The US Supreme Court has rejected another case that would make the justices consider the constitutionality of solitary confinement in prison. The matter gave justice Sonia Sotomayor an opportunity to criticize the practice—and use the words of Charles Dickens to help her argument.
The case, brought by three former Colorado inmates, specifically referred to their right to outdoor exercise while in solitary—or as Sotomayor put it, “the denial of even a moment in daylight for months or years.”
Sotomayor wrote a “statement respecting the denial,” in which she agreed with the decision not to take the case, arguing that it was not well-suited for the high court. However, she writes, the issue “raises deeply troubling concern.”
Her statement describes the conditions the inmates were held in, 23 hours a day in a tiny cell with an equally tiny window. They were allowed to exercise outside for just one hour a day in what is known as a “dog cage,” an area barely larger than a cell itself.
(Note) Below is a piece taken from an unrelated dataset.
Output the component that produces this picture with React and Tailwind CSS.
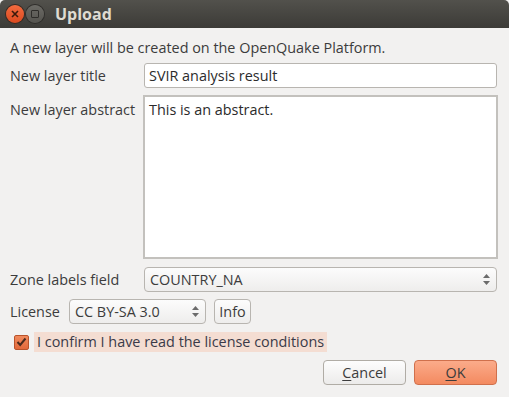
export default function App() {
    const font = { fontFamily: '"Open Sans", "Noto Sans", sans-serif' };

    const Spinner = () => (
        <span className="flex flex-col items-center gap-[3px] text-[#6b6b6b]">
            <svg width="7" height="4" viewBox="0 0 7 4"><path d="M0 4 L3.5 0 L7 4 Z" fill="currentColor" /></svg>
            <svg width="7" height="4" viewBox="0 0 7 4"><path d="M0 0 L3.5 4 L7 0 Z" fill="currentColor" /></svg>
        </span>
    );

    return (
        <div className="w-[509px] h-[397px] bg-[#f2f1f0] text-[#3c3c3c] text-[14.4px] flex flex-col overflow-hidden" style={font}>
            {/* title bar */}
            <div className="h-[28px] shrink-0 flex items-center rounded-t-[5px] bg-gradient-to-b from-[#52514c] to-[#3c3b37] pl-[6px]">
                <div className="w-[18px] h-[18px] rounded-full bg-gradient-to-b from-[#f26a3e] to-[#dc4a1f] flex items-center justify-center shadow-[0_0_0_1px_#3a2a22]">
                    <svg width="8" height="8" viewBox="0 0 8 8"><path d="M1 1 L7 7 M7 1 L1 7" stroke="#3b1a0c" strokeWidth="1.6" /></svg>
                </div>
                <div className="ml-[2px] w-[18px] h-[18px] rounded-full bg-gradient-to-b from-[#6b6a65] to-[#55544f] flex items-center justify-center shadow-[0_0_0_1px_#2f2e2b]">
                    <div className="w-[8px] h-[8px] border-[1.5px] border-[#2e2d2a] rounded-[1px]" />
                </div>
                <span className="ml-[11px] text-[16px] font-bold text-[#dfdbd2]">Upload</span>
            </div>

            <div className="flex-1 flex flex-col pl-[10px] pr-[12px] pt-[10px]">
                <p className="leading-[19px]">A new layer will be created on the OpenQuake Platform.</p>

                <div className="mt-[6px] flex items-center h-[25px]">
                    <span className="w-[134px] shrink-0">New layer title</span>
                    <div className="flex-1 h-[25px] bg-white border border-[#b8b5b0] rounded-[3px] flex items-center px-[4px] text-[#2b2b2b]">
                        SVIR analysis result
                    </div>
                </div>

                <div className="mt-[7px] flex">
                    <span className="w-[133px] shrink-0 pt-[4px]">New layer abstract</span>
                    <div className="flex-1 h-[164px] bg-white border-2 border-[#c3c1bd] px-[4px] pt-[2px] text-[#2b2b2b] -mr-[1px]">
                        This is an abstract.
                    </div>
                </div>

                <div className="mt-[8px] flex items-center h-[25px]">
                    <span className="w-[134px] shrink-0">Zone labels field</span>
                    <div className="flex-1 h-[25px] bg-gradient-to-b from-[#fcfcfc] to-[#eeedec] border border-[#b8b5b0] rounded-[4px] flex items-center justify-between pl-[5px] pr-[6px]">
                        <span>COUNTRY_NA</span>
                        <Spinner />
                    </div>
                </div>

                <div className="mt-[7px] flex items-center h-[25px]">
                    <span className="w-[59px] shrink-0">License</span>
                    <div className="w-[137px] h-[25px] bg-gradient-to-b from-[#fcfcfc] to-[#eeedec] border border-[#b8b5b0] rounded-[4px] flex items-center justify-between pl-[5px] pr-[6px]">
                        <span>CC BY-SA 3.0</span>
                        <Spinner />
                    </div>
                    <div className="ml-[8px] w-[37px] h-[25px] bg-gradient-to-b from-[#fcfcfc] to-[#eeedec] border border-[#b8b5b0] rounded-[4px] flex items-center justify-center">
                        Info
                    </div>
                </div>

                <div className="mt-[8px] flex items-center h-[20px]">
                    <div className="ml-[4px] w-[15px] h-[15px] rounded-[2px] bg-gradient-to-b from-[#f08a5d] to-[#e2683a] border border-[#b9532b] flex items-center justify-center">
                        <svg width="11" height="10" viewBox="0 0 11 10"><path d="M1.5 5 L4.2 8 L9.5 1.5" fill="none" stroke="#4a2a1e" strokeWidth="2" /></svg>
                    </div>
                    <span className="ml-[5px] h-[20px] flex items-center bg-[#f4ddd2] px-[3px] text-[#3a3a48]">I confirm I have read the license conditions</span>
                </div>

                <div className="mt-[8px] flex justify-end gap-[8px]">
                    <div className="w-[83px] h-[25px] bg-gradient-to-b from-[#fdfdfd] to-[#ecebea] border border-[#b0aca5] rounded-[4px] flex items-center justify-center">
                        <span><span className="underline underline-offset-2">C</span>ancel</span>
                    </div>
                    <div className="w-[83px] h-[25px] bg-gradient-to-b from-[#fbab8a] to-[#f38a60] border border-[#d0704c] rounded-[4px] flex items-center justify-center">
                        <span><span className="underline underline-offset-2">O</span>K</span>
                    </div>
                </div>
            </div>
        </div>
    );
}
A report released this week from the Yale Law School and the Association of State Correctional Administrators, estimates the number of inmates held in solitary confinement in the fall of 2017 was 61,000. More than 4,000 are mentally ill.
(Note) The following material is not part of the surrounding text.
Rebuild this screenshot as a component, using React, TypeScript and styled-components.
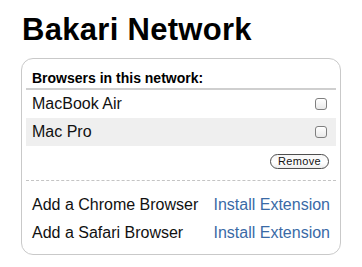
import React from 'react'
import styled, { createGlobalStyle } from 'styled-components'

const GlobalStyle = createGlobalStyle`
  html, body {
    margin: 0;
    padding: 0;
    background: #fff;
  }
  body {
    font-family: "Liberation Sans", Arial, Helvetica, sans-serif;
    color: #111;
  }
`

const Page = styled.main`
  padding: 14px 22px 0 21px;
  width: 320px;
`

const Title = styled.h1`
  margin: 0 0 12px 1px;
  font-size: 31px;
  line-height: 32px;
  font-weight: bold;
  letter-spacing: 0.3px;
  color: #000;
`

const Card = styled.section`
  border: 1px solid #c9c9c9;
  border-radius: 12px;
  padding: 0 4px 7px;
`

const Header = styled.h2`
  margin: 0;
  padding: 11px 6px 1px;
  font-size: 14px;
  line-height: 17px;
  font-weight: bold;
  color: #000;
  border-bottom: 2px solid #cfcfcf;
`

const Row = styled.div<{ $shaded?: boolean }>`
  display: flex;
  align-items: center;
  justify-content: space-between;
  height: 28px;
  padding: 0 9px 0 6px;
  font-size: 16px;
  line-height: 28px;
  background: ${({ $shaded }) => ($shaded ? '#efefef' : 'transparent')};
`

const Check = styled.span`
  display: block;
  width: 10px;
  height: 10px;
  border: 1px solid #7f7f7f;
  border-radius: 3px;
  background: linear-gradient(#ffffff, #e9e9e9);
  box-shadow: inset 0 1px 0 #fff;
`

const Actions = styled.div`
  display: flex;
  justify-content: flex-end;
  padding: 8px 7px 11px;
  border-bottom: 1px dashed #c4c4c4;
`

const PillButton = styled.button`
  height: 15px;
  width: 59px;
  padding: 0;
  border: 1px solid #4d4d4d;
  border-radius: 8px;
  background: linear-gradient(#f6f6f6, #ffffff 60%, #ececec);
  font-family: "Liberation Sans", Arial, sans-serif;
  font-size: 11px;
  line-height: 13px;
  letter-spacing: 0.3px;
  color: #111;
`

const Links = styled.div`
  padding-top: 10px;
`

const LinkRow = styled.div`
  display: flex;
  justify-content: space-between;
  height: 28px;
  padding: 0 6px;
  font-size: 16px;
  line-height: 28px;
`

const Link = styled.a`
  color: #3a6aa6;
  text-decoration: none;
`

const browsers = ['MacBook Air', 'Mac Pro']
const installs = ['Chrome', 'Safari']

const App: React.FC = () => (
  <Page>
    <GlobalStyle />
    <Title>Bakari Network</Title>
    <Card>
      <Header>Browsers in this network:</Header>
      {browsers.map((name, i) => (
        <Row key={name} $shaded={i % 2 === 1}>
          <span>{name}</span>
          <Check />
        </Row>
      ))}
      <Actions>
        <PillButton>Remove</PillButton>
      </Actions>
      <Links>
        {installs.map((name) => (
          <LinkRow key={name}>
            <span>Add a {name} Browser</span>
            <Link href="#">Install Extension</Link>
          </LinkRow>
        ))}
      </Links>
    </Card>
  </Page>
)

export default App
Sotomayor references former justice Anthony Kennedy’s opinion in a previous case, in which he quoted Dickens’ portrayal of the “ravages of solitary confinement” in “A Tale of Two Cities” (in general justices seem to like to quote the British author).
Here’s what Kennedy wrote in 2015:
Charles Dickens recounted the toil of Dr. Manette, whose 18 years of isolation in One Hundred and Five, North Tower, caused him, even years after his release, to lapse in and out of a mindless state with almost no awareness or appreciation for time or his surroundings. A Tale of Two Cities (1859). And even Manette, while imprisoned, had a work bench and tools to make shoes, a type of diversion no doubt denied many of today’s inmates.
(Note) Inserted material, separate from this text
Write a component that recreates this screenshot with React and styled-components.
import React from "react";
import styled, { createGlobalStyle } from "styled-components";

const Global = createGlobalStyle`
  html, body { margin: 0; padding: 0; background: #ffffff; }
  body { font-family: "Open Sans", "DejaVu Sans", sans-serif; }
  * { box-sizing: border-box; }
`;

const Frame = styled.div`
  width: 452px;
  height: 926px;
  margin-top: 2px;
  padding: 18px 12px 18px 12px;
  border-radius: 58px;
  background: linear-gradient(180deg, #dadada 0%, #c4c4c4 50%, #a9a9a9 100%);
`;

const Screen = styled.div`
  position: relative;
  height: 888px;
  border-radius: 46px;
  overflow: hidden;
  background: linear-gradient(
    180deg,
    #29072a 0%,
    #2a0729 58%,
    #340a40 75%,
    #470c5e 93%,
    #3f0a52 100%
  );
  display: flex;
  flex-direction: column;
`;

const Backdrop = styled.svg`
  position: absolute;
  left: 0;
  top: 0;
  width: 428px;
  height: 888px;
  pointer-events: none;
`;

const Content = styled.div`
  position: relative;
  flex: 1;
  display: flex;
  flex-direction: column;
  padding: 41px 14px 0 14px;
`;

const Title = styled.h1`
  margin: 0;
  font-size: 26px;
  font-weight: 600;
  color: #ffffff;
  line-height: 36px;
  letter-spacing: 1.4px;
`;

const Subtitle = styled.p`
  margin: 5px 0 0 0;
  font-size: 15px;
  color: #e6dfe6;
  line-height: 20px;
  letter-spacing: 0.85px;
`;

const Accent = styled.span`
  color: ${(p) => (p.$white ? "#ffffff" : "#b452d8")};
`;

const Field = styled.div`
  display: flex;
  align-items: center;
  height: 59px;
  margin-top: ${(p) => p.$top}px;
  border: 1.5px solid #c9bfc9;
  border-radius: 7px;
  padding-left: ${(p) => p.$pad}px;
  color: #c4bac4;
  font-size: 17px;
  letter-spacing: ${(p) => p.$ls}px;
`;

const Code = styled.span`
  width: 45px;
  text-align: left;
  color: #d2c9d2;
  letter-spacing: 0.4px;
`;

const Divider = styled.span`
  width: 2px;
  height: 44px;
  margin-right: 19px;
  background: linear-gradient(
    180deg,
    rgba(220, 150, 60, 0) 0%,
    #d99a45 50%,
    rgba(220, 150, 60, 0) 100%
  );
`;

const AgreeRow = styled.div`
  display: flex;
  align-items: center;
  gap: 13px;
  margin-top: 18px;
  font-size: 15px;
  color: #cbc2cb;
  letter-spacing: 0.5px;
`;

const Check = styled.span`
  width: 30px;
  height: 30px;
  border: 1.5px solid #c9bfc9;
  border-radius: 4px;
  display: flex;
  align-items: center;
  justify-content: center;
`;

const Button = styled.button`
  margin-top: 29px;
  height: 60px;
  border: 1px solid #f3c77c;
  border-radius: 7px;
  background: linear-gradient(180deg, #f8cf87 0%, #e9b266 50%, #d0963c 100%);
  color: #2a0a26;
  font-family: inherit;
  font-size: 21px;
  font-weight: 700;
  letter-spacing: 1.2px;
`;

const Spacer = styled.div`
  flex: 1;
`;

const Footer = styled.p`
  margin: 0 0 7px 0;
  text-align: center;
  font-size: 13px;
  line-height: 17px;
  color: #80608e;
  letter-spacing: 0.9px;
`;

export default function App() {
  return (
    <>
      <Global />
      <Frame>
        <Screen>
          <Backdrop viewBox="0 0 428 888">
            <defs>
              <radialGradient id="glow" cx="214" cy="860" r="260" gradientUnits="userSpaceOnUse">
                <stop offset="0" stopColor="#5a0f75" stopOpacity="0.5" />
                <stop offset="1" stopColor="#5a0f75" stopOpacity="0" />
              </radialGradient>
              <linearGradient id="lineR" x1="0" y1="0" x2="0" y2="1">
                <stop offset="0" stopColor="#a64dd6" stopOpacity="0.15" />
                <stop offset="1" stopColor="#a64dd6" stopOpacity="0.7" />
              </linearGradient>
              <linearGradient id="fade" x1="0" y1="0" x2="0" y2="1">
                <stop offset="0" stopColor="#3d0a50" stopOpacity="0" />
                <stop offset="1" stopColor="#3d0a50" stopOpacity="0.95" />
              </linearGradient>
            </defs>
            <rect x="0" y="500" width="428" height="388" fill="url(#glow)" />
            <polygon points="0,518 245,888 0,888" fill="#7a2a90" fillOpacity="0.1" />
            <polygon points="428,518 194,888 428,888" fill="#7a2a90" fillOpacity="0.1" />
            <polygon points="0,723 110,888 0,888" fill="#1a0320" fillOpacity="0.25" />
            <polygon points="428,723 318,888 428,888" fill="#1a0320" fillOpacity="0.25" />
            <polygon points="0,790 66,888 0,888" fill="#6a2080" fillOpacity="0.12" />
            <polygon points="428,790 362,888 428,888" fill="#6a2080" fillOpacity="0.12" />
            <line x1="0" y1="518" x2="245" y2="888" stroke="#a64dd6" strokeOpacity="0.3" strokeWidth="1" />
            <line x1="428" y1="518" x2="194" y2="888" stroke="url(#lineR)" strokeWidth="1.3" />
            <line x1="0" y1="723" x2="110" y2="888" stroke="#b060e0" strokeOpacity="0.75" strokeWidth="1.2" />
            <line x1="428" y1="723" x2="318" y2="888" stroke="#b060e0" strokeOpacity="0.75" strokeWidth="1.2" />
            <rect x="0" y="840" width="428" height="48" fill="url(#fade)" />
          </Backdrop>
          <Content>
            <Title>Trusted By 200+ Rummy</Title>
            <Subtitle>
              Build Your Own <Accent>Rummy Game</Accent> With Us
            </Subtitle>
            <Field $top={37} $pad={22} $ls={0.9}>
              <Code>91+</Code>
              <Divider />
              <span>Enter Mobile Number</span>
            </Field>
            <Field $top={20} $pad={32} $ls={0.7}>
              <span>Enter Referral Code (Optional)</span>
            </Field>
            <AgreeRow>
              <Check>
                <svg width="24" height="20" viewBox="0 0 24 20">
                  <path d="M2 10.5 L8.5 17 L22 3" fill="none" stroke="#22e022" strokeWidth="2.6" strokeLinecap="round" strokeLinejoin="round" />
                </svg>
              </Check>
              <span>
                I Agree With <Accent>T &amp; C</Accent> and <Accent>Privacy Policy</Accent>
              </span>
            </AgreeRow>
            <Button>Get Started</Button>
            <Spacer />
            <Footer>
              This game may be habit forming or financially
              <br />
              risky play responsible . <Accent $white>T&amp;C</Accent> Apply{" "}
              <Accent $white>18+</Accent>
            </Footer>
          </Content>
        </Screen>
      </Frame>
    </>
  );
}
Sotomayor writes that Dickens’ description in his novel was not an imagined one. In 1842, Dickens visited Philadelphia’s notorious Eastern State Penitentiary was documenting what he saw. She quotes from his “American Notes for General Circulation”:
[The prisoner] is led to the cell from which he never again comes forth, until his whole term of imprisonment has expired. He never hears of wife and children; home or friends; the life or death of any single creature. He sees the prison-officers, but with that exception he never looks upon a human countenance, or hears a human voice. He is a man buried alive; to be dug out in the slow round of years; and in the mean time dead to everything but torturing anxieties and horrible despair.
Then she continues, in her own words:
Dickens did not question the penal officers’ motives. He concluded, rather, that they did “not know what it is that they are doing” and that “very few” were “capable of estimating the immense amount of torture and agony which this dreadful punishment, prolonged for years, inflicts upon the sufferers. The pain caused was invisible and inaudible, such that “slumbering humanity” was “not roused up” to put a stop to it. We are no longer so unaware. Courts and corrections officials must accordingly remain alert to the clear constitutional problems raised by keeping prisoners like Apodaca, Vigil, and Lowe in “near-total isolation” from the living world, in what comes perilously close to a penal tomb.
With no cases surrounding solitary confinement on the court’s horizon, it might be some time before the court considers the practice that “comes perilously close to a penal tomb,” especially with Kennedy, who opposed it fiercely, gone from the bench.